This guide is made mainly for linux as I don't trust windows. Most tools are closed source and I don't know what else windows does under the hood during formating.
All of these tools should be preinstalled on a typical linux desktop (example Fedora, MX Linux, Manjaro).
WARNING: Please use the correct method for your Drive. Do not overwrite a new SSDs with zeros via dd.
Flash Based (SSD, maybe USB) save data multiple times / move it without deleting the old version.
This is thanks to Wear Leveling (https://en.wikipedia.org/wiki/Wear_leveling) and Write Amplification (https://en.wikipedia.org/wiki/Write_amplification).
This also means that, if you overwrite your SSD with all 0, you are going to write way more data inside of the SSD than only 1 time the size of it. This makes the SSD die more quickly. This is also the reason why "Defragmentation" is not recommended for SSDs.
Paper about the topic of multiple file copies on flash drives: https://www.usenix.org/legacy/events/fast11/tech/full_papers/Wei.pdf
The easiest way to safely delete a single file is the shred command.
By default it overwrites the file 3 times. To also delete the file after overwriting it run the command like this: shred -vu file.txt
-v makes it verbose, -u makes it deallocate and remove the file after overwriting.
BUT: It is recommended to, if you modified the file defragmented your drive, format the whole drive instead. The internal wear leveling could've copied the file multiple times, which makes it recoverable with special tools.
To format a HDD or an USB you can use the dd or badblocks command.
To find out which drive is the one you want to overwrite use the fdisk -l command.
This shows you all the connected devices and their size. The first drive is /dev/sda, the second /dev/sdb and so on. The one you want to format is probably the last one in the list as it is sorted by time of connection.
The fdisk -l command also shows you the logical and physical Sector size. You have to use this in the bs=4096 argument of the dd command. It is recommended to replace the number with the logical sector size of the fdisk output.
Important notice: Using urandom as a source for dd limits the speed of the formating process. For me, with an i5 on manjaro, the urandom source was only producing random output at 40mb/s. It was actually faster to run badblocks with it's 4-times overwriting than dd with urandom once.
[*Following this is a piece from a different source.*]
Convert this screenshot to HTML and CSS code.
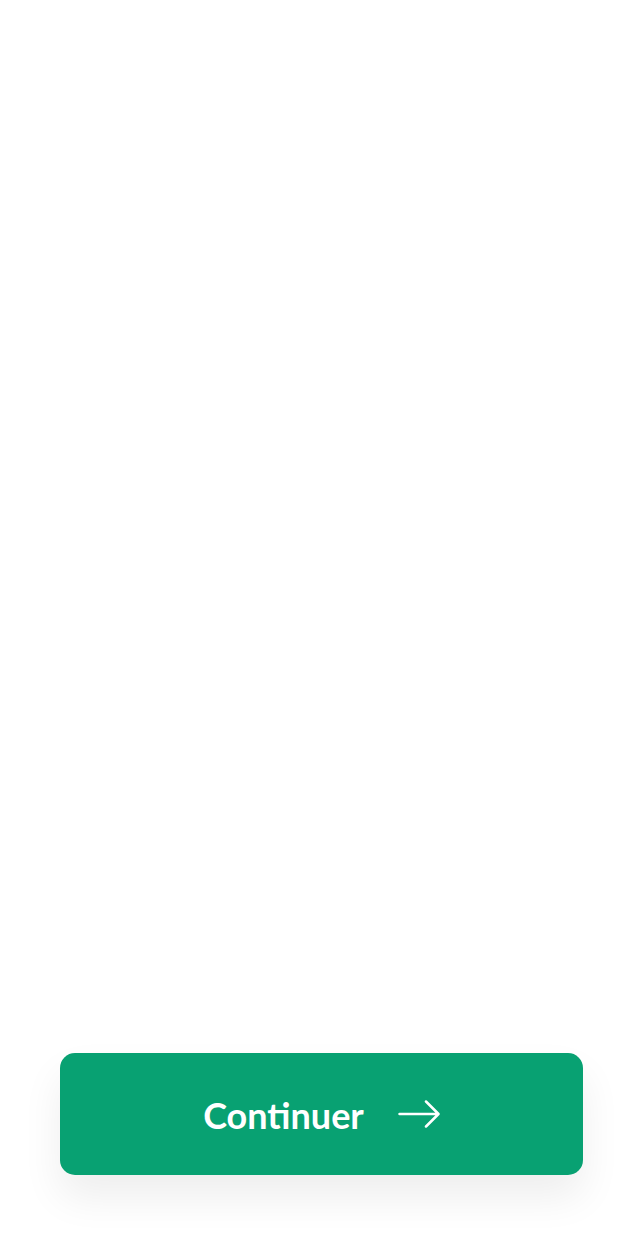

If you are sure you have the name of the disk you want to format you can run the command itself. dd overwrites the target with the source of your choice, either all 0s or random data. badblocks overwrites the target with 4 passes of fixed data (not random).
This means badblocks takes longer than dd to complete, but has 4 overwrites in total which makes it a bit better. (Ofcourse you can also run dd 4 times)
To overwrite your device with dd all 0s use the following command and replace sdX with your device from fdisk -l (example sdb):
dd if=/dev/zero of=/dev/sdX bs=4096 status=progressTo overwrite your device with dd and random data use the following command:
dd if=/dev/urandom of=/dev/sdX bs=4096 status=progressTo overwrite your device with badblocks use the following command:
badblocks -wsv /dev/sdX
Warning: As mentioned at the Problems section it is not recommended to overwrite your SSD with random or fixed data. Your SSD should also be connected via ATA/SATA cable and NOT via USB. Also make sure that your SSD is not mounted during the format process.
To format an SSD you should use the ATA Secure Erase command.
To do this follow the guide from the archlinux wiki: https://wiki.archlinux.org/title/Solid_state_drive/Memory_cell_clearing.
As you can read in the archlinux article from above it is no easy task to fully erase an SSD and be sure that all the data is gone.
That's why my tip is: Encrypt your drive itself (with for example veracrypt or cryptsetup).
The recovery tools for deleted files search data that is still on the disk. If you encrypt your data though it is basically unrecoverable as they would need the key to decrypt it aswell. Without the key they don't know if the data is garbage or actually an encrypted file.
This protects you from someone finding your USB in the trash and checking whats on it: Without the key they can't read the data anyways. This removes the need for thorough erasure and cleaning of old drives as one single wipe is enough to ruin everything.
Then you just have to delete / forget the key and your data is forever gone.